■ **Given material**:

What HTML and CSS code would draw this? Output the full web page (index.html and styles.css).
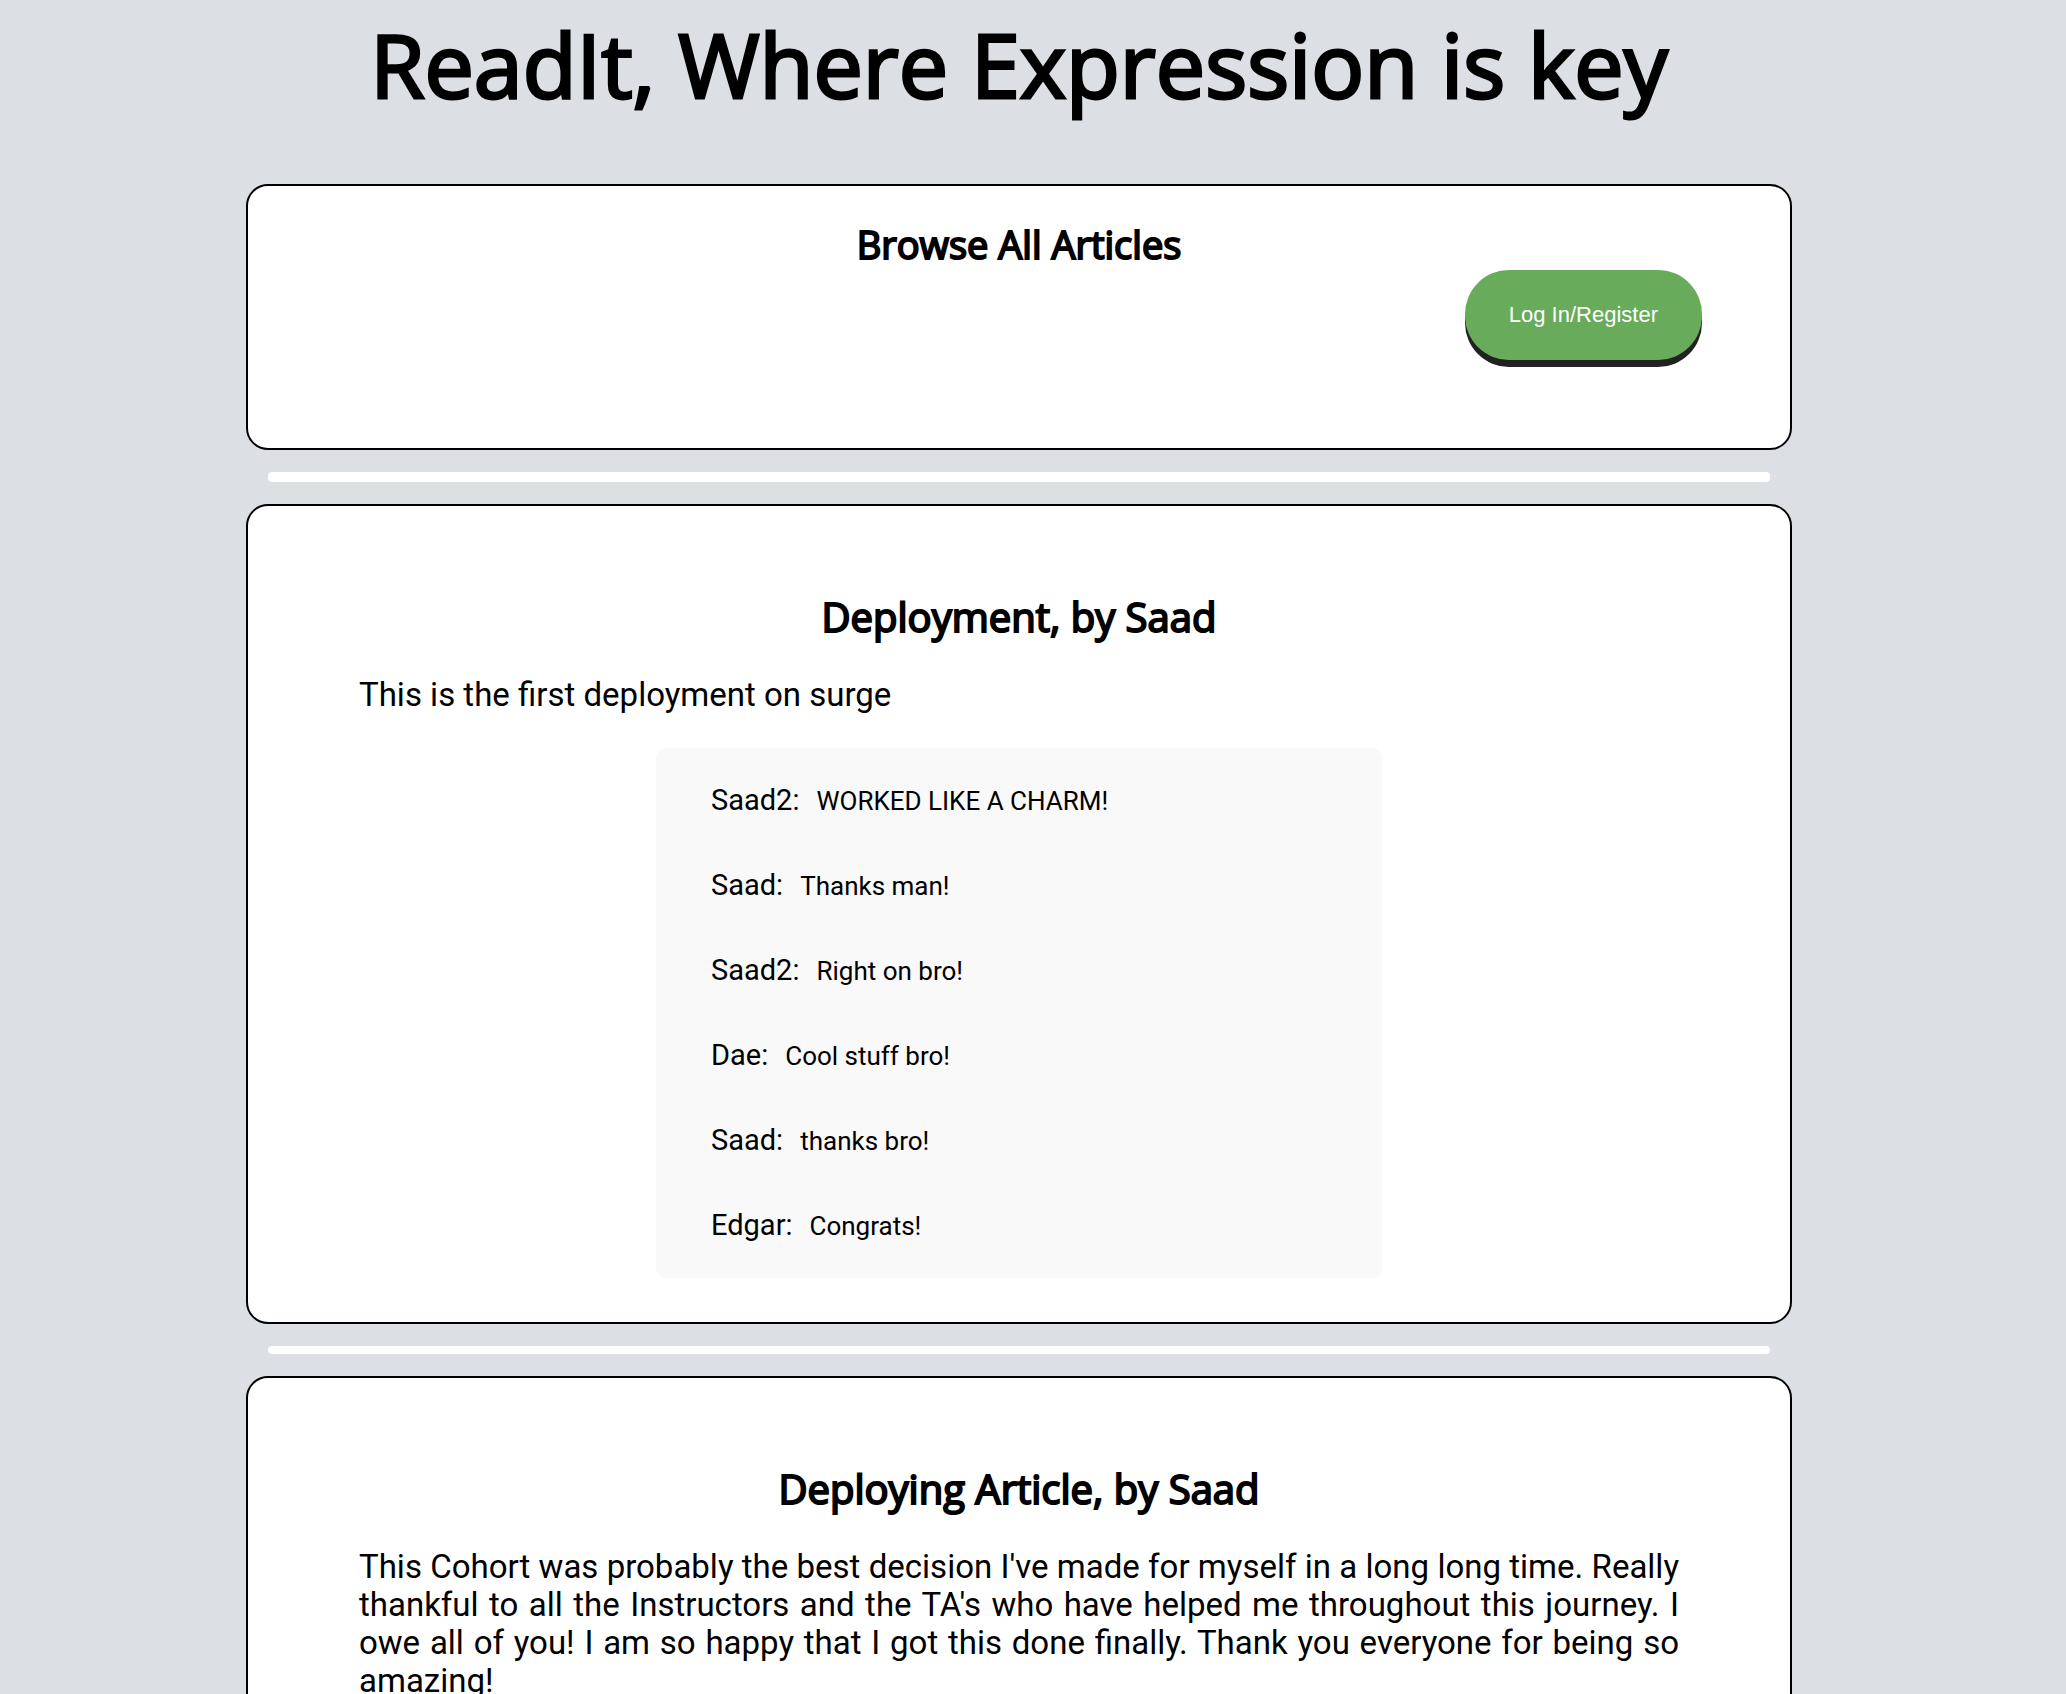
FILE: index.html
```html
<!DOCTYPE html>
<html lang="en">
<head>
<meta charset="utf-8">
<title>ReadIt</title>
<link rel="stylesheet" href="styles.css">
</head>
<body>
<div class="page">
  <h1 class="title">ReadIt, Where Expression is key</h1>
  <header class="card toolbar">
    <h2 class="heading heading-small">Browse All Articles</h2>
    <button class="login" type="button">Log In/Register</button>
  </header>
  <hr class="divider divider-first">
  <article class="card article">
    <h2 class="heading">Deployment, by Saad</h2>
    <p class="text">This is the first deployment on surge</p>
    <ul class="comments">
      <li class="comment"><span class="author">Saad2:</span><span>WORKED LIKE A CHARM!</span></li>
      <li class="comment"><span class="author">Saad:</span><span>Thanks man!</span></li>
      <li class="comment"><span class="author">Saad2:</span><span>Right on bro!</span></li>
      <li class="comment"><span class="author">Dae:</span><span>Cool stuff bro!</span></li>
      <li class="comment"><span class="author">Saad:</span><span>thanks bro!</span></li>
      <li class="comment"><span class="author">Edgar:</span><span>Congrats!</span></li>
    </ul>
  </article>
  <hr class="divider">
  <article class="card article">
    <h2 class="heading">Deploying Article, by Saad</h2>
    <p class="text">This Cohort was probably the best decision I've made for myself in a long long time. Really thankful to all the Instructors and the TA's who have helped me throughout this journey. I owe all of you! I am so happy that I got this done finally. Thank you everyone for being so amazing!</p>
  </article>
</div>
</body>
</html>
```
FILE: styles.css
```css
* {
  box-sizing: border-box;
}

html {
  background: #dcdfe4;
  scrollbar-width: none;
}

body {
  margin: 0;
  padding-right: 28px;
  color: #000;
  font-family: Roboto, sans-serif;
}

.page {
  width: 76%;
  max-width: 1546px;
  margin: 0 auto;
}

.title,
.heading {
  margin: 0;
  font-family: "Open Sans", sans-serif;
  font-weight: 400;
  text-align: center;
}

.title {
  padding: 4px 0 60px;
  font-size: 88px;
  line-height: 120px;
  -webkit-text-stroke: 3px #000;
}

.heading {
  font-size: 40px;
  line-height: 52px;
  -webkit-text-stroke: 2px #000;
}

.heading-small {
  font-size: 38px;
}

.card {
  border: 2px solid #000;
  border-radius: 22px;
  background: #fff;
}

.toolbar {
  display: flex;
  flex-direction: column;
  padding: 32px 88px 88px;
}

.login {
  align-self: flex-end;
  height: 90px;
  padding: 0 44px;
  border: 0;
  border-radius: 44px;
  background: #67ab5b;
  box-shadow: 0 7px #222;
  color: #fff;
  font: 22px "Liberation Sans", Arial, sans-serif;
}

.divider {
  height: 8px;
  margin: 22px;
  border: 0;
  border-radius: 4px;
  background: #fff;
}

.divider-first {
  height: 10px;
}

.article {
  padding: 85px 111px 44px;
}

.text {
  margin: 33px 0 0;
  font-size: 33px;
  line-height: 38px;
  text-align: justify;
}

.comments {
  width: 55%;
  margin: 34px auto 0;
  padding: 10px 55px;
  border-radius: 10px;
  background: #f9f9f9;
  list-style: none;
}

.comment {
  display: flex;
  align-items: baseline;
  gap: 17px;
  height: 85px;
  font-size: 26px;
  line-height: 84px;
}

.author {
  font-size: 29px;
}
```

■ **The request**:
Set every line down exactly as written, leaving each picture out.

■ **Output for this task**:
What HTML and CSS code would draw this? Output the full web page (index.html and styles.css).
FILE: index.html
```html
<!DOCTYPE html>
<html lang="en">
<head>
<meta charset="utf-8">
<title>ReadIt</title>
<link rel="stylesheet" href="styles.css">
</head>
<body>
<div class="page">
  <h1 class="title">ReadIt, Where Expression is key</h1>
  <header class="card toolbar">
    <h2 class="heading heading-small">Browse All Articles</h2>
    <button class="login" type="button">Log In/Register</button>
  </header>
  <hr class="divider divider-first">
  <article class="card article">
    <h2 class="heading">Deployment, by Saad</h2>
    <p class="text">This is the first deployment on surge</p>
    <ul class="comments">
      <li class="comment"><span class="author">Saad2:</span><span>WORKED LIKE A CHARM!</span></li>
      <li class="comment"><span class="author">Saad:</span><span>Thanks man!</span></li>
      <li class="comment"><span class="author">Saad2:</span><span>Right on bro!</span></li>
      <li class="comment"><span class="author">Dae:</span><span>Cool stuff bro!</span></li>
      <li class="comment"><span class="author">Saad:</span><span>thanks bro!</span></li>
      <li class="comment"><span class="author">Edgar:</span><span>Congrats!</span></li>
    </ul>
  </article>
  <hr class="divider">
  <article class="card article">
    <h2 class="heading">Deploying Article, by Saad</h2>
    <p class="text">This Cohort was probably the best decision I've made for myself in a long long time. Really thankful to all the Instructors and the TA's who have helped me throughout this journey. I owe all of you! I am so happy that I got this done finally. Thank you everyone for being so amazing!</p>
  </article>
</div>
</body>
</html>
```
FILE: styles.css
```css
* {
  box-sizing: border-box;
}

html {
  background: #dcdfe4;
  scrollbar-width: none;
}

body {
  margin: 0;
  padding-right: 28px;
  color: #000;
  font-family: Roboto, sans-serif;
}

.page {
  width: 76%;
  max-width: 1546px;
  margin: 0 auto;
}

.title,
.heading {
  margin: 0;
  font-family: "Open Sans", sans-serif;
  font-weight: 400;
  text-align: center;
}

.title {
  padding: 4px 0 60px;
  font-size: 88px;
  line-height: 120px;
  -webkit-text-stroke: 3px #000;
}

.heading {
  font-size: 40px;
  line-height: 52px;
  -webkit-text-stroke: 2px #000;
}

.heading-small {
  font-size: 38px;
}

.card {
  border: 2px solid #000;
  border-radius: 22px;
  background: #fff;
}

.toolbar {
  display: flex;
  flex-direction: column;
  padding: 32px 88px 88px;
}

.login {
  align-self: flex-end;
  height: 90px;
  padding: 0 44px;
  border: 0;
  border-radius: 44px;
  background: #67ab5b;
  box-shadow: 0 7px #222;
  color: #fff;
  font: 22px "Liberation Sans", Arial, sans-serif;
}

.divider {
  height: 8px;
  margin: 22px;
  border: 0;
  border-radius: 4px;
  background: #fff;
}

.divider-first {
  height: 10px;
}

.article {
  padding: 85px 111px 44px;
}

.text {
  margin: 33px 0 0;
  font-size: 33px;
  line-height: 38px;
  text-align: justify;
}

.comments {
  width: 55%;
  margin: 34px auto 0;
  padding: 10px 55px;
  border-radius: 10px;
  background: #f9f9f9;
  list-style: none;
}

.comment {
  display: flex;
  align-items: baseline;
  gap: 17px;
  height: 85px;
  font-size: 26px;
  line-height: 84px;
}

.author {
  font-size: 29px;
}
```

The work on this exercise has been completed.